In diving, Derouin praised senior Alex Oestreich’s performance amid a high-quality field competing with a high degree of difficulty.
“Being able to be in the top eight out of 32 competitors was an accomplishment in and of itself,” she said. “I was extremely proud of how Alex handled the challenging two nights of competition. He has worked so hard all season and it paid off with a fifth place finish.”
‘A win for the whole team’
Howard said the team couldn’t have won the state title without the support of all of their teammates. “This year specifically, we truly grew closer than I ever have before over my four years swimming,” he said.
“This win does not just apply to those who scored at state,” he added. “Instead, this is a win for the whole team. As a whole, we wouldn’t be state champions without the energy that each individual brought to every practice.”
Logue said he valued seeing his team’s hard work at practice translate into stellar results.
“Getting to watch their hard work turn into personal bests, state qualifying times, and points at state is what I find to be the most enjoyable part of being on Eden Prairie swim and dive,” he said.
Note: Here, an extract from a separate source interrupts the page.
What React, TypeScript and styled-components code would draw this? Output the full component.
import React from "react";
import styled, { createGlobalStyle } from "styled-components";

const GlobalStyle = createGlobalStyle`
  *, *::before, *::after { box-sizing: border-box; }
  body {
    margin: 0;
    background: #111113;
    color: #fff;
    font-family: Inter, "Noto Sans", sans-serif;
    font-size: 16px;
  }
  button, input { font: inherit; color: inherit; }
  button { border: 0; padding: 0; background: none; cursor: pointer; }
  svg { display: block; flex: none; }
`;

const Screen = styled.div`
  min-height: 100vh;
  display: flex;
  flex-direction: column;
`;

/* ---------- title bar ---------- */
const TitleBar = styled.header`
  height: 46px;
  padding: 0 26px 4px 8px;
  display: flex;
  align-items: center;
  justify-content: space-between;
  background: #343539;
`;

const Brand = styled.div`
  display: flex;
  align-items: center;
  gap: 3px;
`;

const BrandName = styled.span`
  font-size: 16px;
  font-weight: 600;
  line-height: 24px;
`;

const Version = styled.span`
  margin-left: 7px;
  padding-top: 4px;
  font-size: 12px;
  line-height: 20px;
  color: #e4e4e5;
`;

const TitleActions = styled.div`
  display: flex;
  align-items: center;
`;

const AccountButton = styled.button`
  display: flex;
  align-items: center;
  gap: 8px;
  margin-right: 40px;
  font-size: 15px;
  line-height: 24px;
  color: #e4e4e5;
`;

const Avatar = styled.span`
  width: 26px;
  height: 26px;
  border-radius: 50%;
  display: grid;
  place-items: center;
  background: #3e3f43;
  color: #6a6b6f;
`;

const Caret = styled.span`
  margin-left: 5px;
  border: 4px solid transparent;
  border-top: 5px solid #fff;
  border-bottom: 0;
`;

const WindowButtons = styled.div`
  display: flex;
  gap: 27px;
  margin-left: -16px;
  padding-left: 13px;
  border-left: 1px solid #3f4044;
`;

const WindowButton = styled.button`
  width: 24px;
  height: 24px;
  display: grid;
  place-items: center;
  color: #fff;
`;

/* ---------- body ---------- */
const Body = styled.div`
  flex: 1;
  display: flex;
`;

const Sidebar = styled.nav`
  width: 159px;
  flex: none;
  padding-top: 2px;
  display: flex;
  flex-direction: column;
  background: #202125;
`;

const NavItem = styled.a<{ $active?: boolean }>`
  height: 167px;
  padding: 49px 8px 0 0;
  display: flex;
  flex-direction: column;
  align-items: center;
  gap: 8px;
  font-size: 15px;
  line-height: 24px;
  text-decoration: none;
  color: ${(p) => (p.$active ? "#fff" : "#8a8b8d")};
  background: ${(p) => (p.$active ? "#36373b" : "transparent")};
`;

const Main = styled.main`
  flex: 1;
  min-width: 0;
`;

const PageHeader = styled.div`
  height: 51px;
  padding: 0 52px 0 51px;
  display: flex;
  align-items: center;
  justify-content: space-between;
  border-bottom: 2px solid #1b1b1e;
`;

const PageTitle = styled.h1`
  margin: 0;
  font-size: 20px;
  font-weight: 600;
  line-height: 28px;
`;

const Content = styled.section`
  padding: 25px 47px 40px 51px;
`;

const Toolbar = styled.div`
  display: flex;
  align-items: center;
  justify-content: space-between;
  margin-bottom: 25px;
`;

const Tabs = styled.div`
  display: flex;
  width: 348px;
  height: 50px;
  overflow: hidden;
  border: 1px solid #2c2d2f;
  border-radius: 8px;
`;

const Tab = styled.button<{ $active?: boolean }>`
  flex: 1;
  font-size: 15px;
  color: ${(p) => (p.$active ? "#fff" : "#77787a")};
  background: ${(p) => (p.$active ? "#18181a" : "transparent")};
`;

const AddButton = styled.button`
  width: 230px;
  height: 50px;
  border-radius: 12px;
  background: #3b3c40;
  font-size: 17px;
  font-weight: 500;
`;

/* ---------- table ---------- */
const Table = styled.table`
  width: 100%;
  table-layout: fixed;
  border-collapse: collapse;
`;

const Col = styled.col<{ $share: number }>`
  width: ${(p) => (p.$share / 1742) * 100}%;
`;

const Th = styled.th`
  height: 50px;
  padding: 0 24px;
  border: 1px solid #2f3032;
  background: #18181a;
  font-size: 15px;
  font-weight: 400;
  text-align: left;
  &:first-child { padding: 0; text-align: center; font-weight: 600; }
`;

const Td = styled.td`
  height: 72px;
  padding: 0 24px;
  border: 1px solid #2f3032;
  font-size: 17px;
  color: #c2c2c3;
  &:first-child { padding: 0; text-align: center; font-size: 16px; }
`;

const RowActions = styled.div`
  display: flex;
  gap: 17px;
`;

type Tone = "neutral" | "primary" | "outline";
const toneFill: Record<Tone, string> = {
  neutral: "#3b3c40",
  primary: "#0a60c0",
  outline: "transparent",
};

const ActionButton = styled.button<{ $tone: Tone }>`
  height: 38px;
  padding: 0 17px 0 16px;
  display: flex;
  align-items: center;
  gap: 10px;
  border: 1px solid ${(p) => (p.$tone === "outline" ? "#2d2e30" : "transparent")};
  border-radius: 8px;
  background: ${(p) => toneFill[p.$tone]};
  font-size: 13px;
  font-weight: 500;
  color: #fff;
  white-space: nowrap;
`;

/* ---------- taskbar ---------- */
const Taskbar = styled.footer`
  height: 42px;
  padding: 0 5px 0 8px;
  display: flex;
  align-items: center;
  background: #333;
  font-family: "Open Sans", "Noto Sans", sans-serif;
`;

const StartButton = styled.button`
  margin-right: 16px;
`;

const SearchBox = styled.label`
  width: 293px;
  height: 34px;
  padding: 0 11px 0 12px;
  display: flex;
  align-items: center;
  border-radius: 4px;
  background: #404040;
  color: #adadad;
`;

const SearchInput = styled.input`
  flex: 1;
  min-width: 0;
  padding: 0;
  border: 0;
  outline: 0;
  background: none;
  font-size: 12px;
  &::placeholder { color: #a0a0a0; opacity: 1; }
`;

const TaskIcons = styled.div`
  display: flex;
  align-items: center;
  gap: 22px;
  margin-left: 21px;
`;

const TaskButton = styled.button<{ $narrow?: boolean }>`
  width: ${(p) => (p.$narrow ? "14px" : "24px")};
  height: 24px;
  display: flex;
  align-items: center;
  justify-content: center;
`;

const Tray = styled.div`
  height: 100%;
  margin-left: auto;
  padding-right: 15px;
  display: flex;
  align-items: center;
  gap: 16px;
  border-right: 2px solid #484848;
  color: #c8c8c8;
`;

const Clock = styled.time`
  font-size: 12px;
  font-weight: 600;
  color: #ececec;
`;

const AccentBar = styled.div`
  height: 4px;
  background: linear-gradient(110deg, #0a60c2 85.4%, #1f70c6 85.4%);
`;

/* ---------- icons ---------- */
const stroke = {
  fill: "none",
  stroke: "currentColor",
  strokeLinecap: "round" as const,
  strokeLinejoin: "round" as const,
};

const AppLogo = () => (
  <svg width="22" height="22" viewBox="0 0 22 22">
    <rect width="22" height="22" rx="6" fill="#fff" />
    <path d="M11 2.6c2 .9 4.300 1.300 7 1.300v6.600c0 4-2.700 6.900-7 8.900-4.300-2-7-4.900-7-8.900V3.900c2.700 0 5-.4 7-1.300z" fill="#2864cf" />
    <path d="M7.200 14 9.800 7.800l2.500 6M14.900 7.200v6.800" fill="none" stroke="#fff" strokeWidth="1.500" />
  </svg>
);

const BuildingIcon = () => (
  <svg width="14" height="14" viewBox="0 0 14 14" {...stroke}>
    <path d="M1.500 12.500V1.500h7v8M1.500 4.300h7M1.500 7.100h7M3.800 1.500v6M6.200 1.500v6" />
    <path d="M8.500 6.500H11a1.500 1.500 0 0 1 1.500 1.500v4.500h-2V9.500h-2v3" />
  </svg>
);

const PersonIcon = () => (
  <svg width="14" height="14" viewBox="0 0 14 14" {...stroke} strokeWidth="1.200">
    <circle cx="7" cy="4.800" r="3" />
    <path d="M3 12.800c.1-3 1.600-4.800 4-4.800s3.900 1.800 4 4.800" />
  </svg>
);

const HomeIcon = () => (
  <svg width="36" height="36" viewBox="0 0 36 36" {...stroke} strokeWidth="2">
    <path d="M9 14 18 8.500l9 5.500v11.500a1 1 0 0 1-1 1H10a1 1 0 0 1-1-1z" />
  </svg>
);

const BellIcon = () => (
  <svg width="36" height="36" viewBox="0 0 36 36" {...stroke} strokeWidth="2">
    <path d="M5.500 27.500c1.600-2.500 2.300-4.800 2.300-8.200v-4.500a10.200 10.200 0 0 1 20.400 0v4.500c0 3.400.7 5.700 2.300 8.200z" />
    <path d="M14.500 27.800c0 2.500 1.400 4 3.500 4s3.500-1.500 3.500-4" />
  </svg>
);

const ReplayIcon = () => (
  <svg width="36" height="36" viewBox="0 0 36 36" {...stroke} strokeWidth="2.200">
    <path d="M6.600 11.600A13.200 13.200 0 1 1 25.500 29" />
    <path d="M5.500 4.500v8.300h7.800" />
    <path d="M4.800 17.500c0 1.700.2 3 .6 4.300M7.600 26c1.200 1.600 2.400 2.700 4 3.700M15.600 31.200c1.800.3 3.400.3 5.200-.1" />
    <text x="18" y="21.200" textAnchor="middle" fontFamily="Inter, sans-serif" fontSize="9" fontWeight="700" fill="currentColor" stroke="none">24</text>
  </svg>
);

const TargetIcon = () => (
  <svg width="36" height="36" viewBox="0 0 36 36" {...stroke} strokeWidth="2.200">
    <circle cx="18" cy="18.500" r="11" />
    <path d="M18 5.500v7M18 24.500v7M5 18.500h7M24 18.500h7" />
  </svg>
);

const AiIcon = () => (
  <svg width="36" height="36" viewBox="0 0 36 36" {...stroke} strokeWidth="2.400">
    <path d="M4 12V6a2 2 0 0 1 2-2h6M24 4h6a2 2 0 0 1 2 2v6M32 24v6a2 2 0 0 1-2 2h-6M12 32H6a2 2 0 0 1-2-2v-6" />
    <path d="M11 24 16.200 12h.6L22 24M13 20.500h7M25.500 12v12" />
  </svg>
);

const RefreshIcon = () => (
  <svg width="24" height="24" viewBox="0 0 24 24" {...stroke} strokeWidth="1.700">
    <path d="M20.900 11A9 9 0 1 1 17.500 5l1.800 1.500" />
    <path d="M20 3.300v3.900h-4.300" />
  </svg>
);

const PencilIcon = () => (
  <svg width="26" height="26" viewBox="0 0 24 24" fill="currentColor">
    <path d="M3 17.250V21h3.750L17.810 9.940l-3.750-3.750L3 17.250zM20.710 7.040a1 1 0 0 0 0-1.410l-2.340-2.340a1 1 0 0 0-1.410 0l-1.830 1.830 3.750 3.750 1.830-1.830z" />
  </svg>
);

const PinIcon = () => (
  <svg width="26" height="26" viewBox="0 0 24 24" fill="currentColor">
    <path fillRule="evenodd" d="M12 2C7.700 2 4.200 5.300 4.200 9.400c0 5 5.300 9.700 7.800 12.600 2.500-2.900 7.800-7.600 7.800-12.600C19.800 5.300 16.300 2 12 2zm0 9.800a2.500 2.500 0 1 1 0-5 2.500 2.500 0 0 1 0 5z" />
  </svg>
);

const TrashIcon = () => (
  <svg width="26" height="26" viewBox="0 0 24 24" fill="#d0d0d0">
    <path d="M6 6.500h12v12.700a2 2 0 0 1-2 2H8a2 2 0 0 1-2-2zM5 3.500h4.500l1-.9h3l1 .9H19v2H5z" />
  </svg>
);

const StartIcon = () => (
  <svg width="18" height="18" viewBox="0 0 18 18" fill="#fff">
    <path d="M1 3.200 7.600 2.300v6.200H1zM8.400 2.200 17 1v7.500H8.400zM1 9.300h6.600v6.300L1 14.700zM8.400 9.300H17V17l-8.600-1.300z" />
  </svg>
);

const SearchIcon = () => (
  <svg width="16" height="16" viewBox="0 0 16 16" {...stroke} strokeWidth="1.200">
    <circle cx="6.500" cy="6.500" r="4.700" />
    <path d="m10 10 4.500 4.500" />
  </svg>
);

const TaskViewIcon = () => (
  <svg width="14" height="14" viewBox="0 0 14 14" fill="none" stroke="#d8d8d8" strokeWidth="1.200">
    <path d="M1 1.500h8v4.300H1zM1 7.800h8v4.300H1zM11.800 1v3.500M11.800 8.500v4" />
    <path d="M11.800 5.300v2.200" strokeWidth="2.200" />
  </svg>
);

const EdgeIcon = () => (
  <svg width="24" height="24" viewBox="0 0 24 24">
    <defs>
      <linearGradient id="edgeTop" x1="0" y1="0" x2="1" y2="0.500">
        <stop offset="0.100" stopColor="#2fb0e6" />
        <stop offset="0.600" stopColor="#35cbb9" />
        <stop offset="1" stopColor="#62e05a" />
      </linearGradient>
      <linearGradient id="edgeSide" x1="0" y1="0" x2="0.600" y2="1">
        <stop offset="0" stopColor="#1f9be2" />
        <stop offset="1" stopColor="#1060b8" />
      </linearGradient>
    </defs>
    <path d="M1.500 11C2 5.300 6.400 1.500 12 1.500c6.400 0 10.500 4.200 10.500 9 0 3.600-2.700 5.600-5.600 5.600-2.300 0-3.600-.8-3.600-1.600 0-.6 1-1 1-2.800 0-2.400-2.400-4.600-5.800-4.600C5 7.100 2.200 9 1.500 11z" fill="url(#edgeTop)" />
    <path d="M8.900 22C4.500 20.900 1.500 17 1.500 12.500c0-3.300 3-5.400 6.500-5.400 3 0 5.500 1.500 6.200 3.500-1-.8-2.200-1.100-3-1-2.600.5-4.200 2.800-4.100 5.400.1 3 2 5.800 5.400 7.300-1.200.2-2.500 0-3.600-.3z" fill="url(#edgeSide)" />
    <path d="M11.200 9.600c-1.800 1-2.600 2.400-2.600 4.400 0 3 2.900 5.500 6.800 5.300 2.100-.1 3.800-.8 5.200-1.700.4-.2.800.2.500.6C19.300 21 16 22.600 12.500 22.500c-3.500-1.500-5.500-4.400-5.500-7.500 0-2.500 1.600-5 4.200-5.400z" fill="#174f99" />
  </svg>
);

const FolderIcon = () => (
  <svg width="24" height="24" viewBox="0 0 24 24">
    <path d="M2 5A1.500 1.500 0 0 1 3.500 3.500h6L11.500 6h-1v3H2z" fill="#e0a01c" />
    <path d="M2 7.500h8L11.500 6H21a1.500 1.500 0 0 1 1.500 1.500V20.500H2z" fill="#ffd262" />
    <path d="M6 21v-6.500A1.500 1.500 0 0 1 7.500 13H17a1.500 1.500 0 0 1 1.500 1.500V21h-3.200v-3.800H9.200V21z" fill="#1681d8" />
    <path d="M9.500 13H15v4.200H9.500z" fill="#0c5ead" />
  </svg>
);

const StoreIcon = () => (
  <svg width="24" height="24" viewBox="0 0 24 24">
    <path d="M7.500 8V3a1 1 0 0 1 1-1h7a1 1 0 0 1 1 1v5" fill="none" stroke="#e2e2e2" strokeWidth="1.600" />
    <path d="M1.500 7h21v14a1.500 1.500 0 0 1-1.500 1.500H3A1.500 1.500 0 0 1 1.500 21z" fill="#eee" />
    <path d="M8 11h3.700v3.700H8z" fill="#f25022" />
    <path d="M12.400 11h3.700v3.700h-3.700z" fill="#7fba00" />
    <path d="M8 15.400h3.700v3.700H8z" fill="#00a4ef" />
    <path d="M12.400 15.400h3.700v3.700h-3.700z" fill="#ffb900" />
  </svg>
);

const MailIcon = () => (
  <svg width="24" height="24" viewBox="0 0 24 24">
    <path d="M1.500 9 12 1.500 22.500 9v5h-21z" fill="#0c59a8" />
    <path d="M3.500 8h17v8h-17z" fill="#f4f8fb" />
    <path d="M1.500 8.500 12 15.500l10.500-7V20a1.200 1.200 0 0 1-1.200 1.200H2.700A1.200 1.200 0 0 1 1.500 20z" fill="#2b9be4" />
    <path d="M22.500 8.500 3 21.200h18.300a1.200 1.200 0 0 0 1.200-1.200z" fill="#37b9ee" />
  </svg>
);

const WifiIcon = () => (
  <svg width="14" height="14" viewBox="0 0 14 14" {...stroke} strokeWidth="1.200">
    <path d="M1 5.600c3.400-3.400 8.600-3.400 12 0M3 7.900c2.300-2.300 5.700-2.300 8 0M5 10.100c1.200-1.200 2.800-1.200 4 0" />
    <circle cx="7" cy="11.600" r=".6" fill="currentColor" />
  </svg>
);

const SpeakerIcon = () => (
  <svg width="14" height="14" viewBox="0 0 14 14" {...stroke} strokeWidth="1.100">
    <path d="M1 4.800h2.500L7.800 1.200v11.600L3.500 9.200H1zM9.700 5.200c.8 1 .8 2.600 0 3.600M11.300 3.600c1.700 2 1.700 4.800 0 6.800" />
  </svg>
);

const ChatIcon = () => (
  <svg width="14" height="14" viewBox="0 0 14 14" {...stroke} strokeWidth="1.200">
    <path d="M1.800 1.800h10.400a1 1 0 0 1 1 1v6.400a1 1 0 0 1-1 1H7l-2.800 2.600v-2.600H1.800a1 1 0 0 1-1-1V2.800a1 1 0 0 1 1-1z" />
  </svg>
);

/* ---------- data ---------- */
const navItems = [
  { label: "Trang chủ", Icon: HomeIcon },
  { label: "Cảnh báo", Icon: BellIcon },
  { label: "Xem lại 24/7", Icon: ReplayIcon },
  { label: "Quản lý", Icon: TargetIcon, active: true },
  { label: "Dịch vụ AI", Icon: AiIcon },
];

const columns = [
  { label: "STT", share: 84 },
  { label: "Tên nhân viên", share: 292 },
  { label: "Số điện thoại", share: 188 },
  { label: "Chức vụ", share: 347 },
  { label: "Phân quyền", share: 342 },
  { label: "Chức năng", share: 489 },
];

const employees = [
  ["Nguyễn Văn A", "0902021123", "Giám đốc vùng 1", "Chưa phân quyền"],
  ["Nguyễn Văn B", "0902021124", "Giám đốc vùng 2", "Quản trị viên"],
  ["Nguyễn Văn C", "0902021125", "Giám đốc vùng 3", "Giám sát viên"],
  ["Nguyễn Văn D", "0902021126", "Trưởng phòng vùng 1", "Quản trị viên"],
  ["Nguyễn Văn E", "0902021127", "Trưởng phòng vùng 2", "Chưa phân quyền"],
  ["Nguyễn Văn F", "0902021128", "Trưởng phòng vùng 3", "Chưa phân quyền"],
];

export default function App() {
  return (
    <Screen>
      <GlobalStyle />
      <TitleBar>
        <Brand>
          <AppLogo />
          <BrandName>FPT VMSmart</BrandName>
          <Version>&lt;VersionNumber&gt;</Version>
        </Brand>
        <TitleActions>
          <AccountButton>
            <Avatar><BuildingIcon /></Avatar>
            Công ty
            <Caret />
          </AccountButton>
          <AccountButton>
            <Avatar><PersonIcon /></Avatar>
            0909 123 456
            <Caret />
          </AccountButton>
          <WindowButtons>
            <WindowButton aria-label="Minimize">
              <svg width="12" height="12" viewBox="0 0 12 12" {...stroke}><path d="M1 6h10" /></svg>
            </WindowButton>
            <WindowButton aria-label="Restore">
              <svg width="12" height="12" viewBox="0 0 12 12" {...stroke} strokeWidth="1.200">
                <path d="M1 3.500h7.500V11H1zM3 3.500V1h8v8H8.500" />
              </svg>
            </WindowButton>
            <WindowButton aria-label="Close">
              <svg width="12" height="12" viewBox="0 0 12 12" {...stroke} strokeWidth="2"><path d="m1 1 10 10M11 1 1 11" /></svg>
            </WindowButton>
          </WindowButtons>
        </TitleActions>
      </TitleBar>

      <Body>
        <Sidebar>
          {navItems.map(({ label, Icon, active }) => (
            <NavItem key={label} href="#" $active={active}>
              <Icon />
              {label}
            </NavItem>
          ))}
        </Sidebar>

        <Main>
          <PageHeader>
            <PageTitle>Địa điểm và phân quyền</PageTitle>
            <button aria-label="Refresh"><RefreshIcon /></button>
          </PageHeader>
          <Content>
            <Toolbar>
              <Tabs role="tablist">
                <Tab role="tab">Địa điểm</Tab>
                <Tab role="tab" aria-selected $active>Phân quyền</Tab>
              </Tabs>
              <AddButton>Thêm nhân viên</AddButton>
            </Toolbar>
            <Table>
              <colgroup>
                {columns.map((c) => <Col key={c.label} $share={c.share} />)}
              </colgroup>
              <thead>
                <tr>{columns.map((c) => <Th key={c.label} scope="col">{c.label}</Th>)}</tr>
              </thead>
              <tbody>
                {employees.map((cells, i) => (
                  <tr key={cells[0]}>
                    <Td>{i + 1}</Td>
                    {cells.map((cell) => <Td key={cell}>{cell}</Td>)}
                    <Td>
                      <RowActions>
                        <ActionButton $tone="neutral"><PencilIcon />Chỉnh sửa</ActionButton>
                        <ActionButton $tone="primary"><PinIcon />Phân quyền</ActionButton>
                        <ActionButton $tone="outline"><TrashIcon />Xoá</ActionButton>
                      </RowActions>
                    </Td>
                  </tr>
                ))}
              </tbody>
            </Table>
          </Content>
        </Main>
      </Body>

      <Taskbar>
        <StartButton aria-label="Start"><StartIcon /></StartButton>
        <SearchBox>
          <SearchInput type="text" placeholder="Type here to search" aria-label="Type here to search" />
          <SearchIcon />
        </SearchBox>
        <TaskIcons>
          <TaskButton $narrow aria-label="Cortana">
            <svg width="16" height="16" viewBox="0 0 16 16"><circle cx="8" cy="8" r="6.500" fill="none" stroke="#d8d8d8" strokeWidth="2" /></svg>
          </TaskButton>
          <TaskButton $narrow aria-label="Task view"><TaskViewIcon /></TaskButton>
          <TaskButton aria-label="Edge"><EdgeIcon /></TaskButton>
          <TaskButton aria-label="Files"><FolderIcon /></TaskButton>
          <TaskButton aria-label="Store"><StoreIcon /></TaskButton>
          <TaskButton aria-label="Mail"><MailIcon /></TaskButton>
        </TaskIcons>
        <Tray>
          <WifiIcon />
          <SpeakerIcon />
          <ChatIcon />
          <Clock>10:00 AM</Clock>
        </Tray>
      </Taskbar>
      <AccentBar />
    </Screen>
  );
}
Lillejord said he was grateful for the team’s alternates who did not end up swimming at state but helped the team qualify for relays, cheered, and were ready in case they were needed to swim.
The athletes also gave shout-outs to coaches Boston, Derouin, and Gard.
“To put an exclamation point behind it, Kelly is the best coach that swimming has seen in Minnesota and I think absolutely, the world,” Lillejord said. “I give total props to her, [Gard], and [Derouin]. Our coaches have been absolutely phenomenal.”
Howard seconded that sentiment.
“Kelly Boston has, for the past 12 years, been an incredible asset to our team,” he said. “Not only does she help create a positive team atmosphere, but she is incredible at crafting practices, fine-tuning techniques, and putting together meet lineups. I couldn’t imagine the team without her.”
He called Gard, who joined the team this season, “a huge part of making this the best year of my high school career. She was always there to support the fun side of swim and dive.”
Finally, Howard said, “Kelly Derouin is not just our dive coach, but a huge supporter of every member of the team. She believes in each and every one of us and always gave the team words of encouragement before a big meet/race.
“She even has a bracelet that says ‘I believe’ in the shape of a circle that I pressed as a button to give me good luck before my races,” Howard said. “Seemed to work! I am incredibly appreciative of the coaching staff. … It truly was my favorite season of my career.”